Söz konusu kanlı savaş ve çatışmalar, adına “yaratıcı kaos” denen bir doktrine göre planlanıp yürütülmektedir. Kaosla, hem İslam dünyasının alternatif olma potansiyeli yok edilmek, hem küresel sistemin basit payandası haline getirilmek isteniyor. Doktrine göre toplum bileşenlerine ayrıştırılacak, her bir parça özerkleştirilecek, sonra mutlaklaştırılıp diğerleriyle çatıştırılacak. Mesela Sünni kendini mutlak hakikatin sahibi görecek, Şii ve Alevi’ye hak tanımayacak, Şii tarihi bir davanın peşine düşüp Ehl-i Beyt’in 1400 yıllık öcünü alacak, Kürt için kendi kavmi ve hakları dışında başka hiçbir değer önemli olmayacak, Türk ve Arap Kürt’ün hakkını tanımayacak. Her cemaat necatı kendi anlayışına indirgeyecek, diğerlerini batılda görecek.

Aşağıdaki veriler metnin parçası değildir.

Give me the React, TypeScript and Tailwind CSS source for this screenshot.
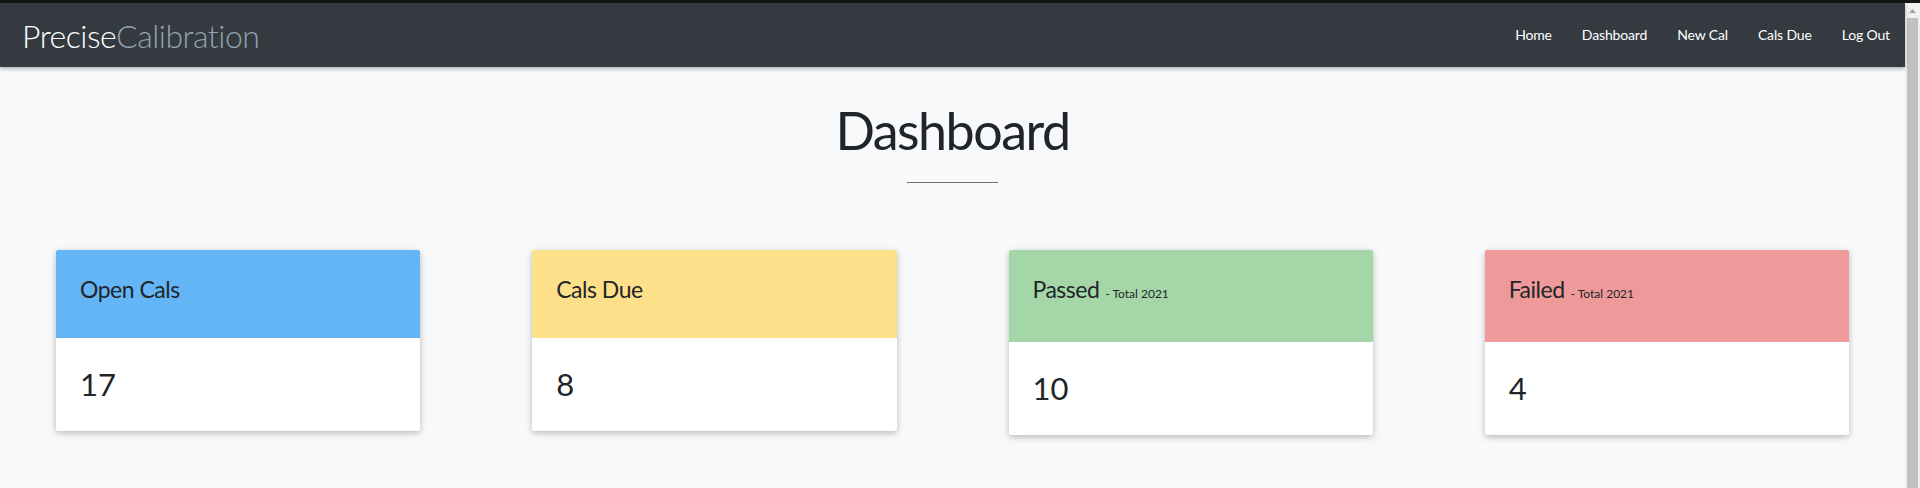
import React from "react";

type Card = {
  title: string;
  sub?: string;
  value: string;
  bg: string;
};

const cards: Card[] = [
  { title: "Open Cals", value: "17", bg: "bg-[#64b5f6]" },
  { title: "Cals Due", value: "8", bg: "bg-[#ffe08a]" },
  { title: "Passed", sub: "- Total 2021", value: "10", bg: "bg-[#a5d6a7]" },
  { title: "Failed", sub: "- Total 2021", value: "4", bg: "bg-[#ef9a9a]" },
];

const links = ["Home", "Dashboard", "New Cal", "Cals Due", "Log Out"];

export default function App() {
  return (
    <div
      className="min-h-[488px] h-[488px] overflow-hidden bg-[#f8f9fa] flex flex-col text-[#212529]"
      style={{ fontFamily: 'Lato, "Open Sans", sans-serif' }}
    >
      <div className="h-[3px] bg-[#161616] shrink-0" />
      <div className="flex flex-1 min-h-0">
        <div className="flex-1 flex flex-col min-w-0">
          <nav className="relative z-10 h-[64px] shrink-0 bg-[#343a40] flex items-start justify-between pl-[22px] pr-[15px] shadow-[0_2px_4px_rgba(0,0,0,0.28)]">
            <div className="pt-[17px] text-[32px] leading-none font-light tracking-[-0.5px]">
              <span className="text-white">Precise</span>
              <span className="text-[#93a2b1]">Calibration</span>
            </div>
            <ul className="flex gap-[30px] pt-[25px] text-[14px] leading-none text-white tracking-[-0.15px]">
              {links.map((l) => (
                <li key={l}>{l}</li>
              ))}
            </ul>
          </nav>
          <main className="flex flex-col">
            <h1 className="mt-[37px] text-center text-[52px] leading-none font-normal tracking-[-1.5px]">
              Dashboard
            </h1>
            <div className="mx-auto mt-[26px] w-[91px] h-px bg-[#707070]" />
            <div className="grid grid-cols-4 gap-[112px] px-[56px] mt-[67px] items-start">
              {cards.map((c) => (
                <div
                  key={c.title}
                  className="bg-white rounded-[2px] overflow-hidden shadow-[0_2px_5px_0_rgba(0,0,0,0.16),0_2px_10px_0_rgba(0,0,0,0.12)]"
                >
                  <div
                    className={`${c.bg} ${c.sub ? "h-[92px]" : "h-[88px]"} px-[24px] pt-[28px] flex items-baseline gap-[6px]`}
                  >
                    <span className="text-[23px] leading-none tracking-[-0.5px]">{c.title}</span>
                    {c.sub && <span className="text-[12px] leading-none">{c.sub}</span>}
                  </div>
                  <div className="h-[93px] px-[24px] flex items-center">
                    <span className="text-[31px] leading-none">{c.value}</span>
                  </div>
                </div>
              ))}
            </div>
          </main>
        </div>
        <div className="w-[15px] shrink-0 bg-[#f1f1f1] flex flex-col">
          <div className="h-[15px] flex items-center justify-center">
            <svg width="7" height="4" viewBox="0 0 7 4">
              <polygon points="3.5,0 7,4 0,4" fill="#a3a3a3" />
            </svg>
          </div>
          <div className="flex-1 mx-[2px] bg-[#c1c1c1]" />
        </div>
      </div>
    </div>
  );
}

Bir toplum bu çerçevede parçalandı mı her türlü dış saldırı ve müdahaleye açık hale gelir. Uzun zamandır yumuşak güç, kültür ve politikalar eşliğinde yüceltilen açık toplum aslında bu amaca hizmet eder hale getirildi. Müslüman toplumlar kendilerine ait olmayan değerlere açık hale getirilince kolayca bileşenlerine ayrılıp çatışacak hale geldiler.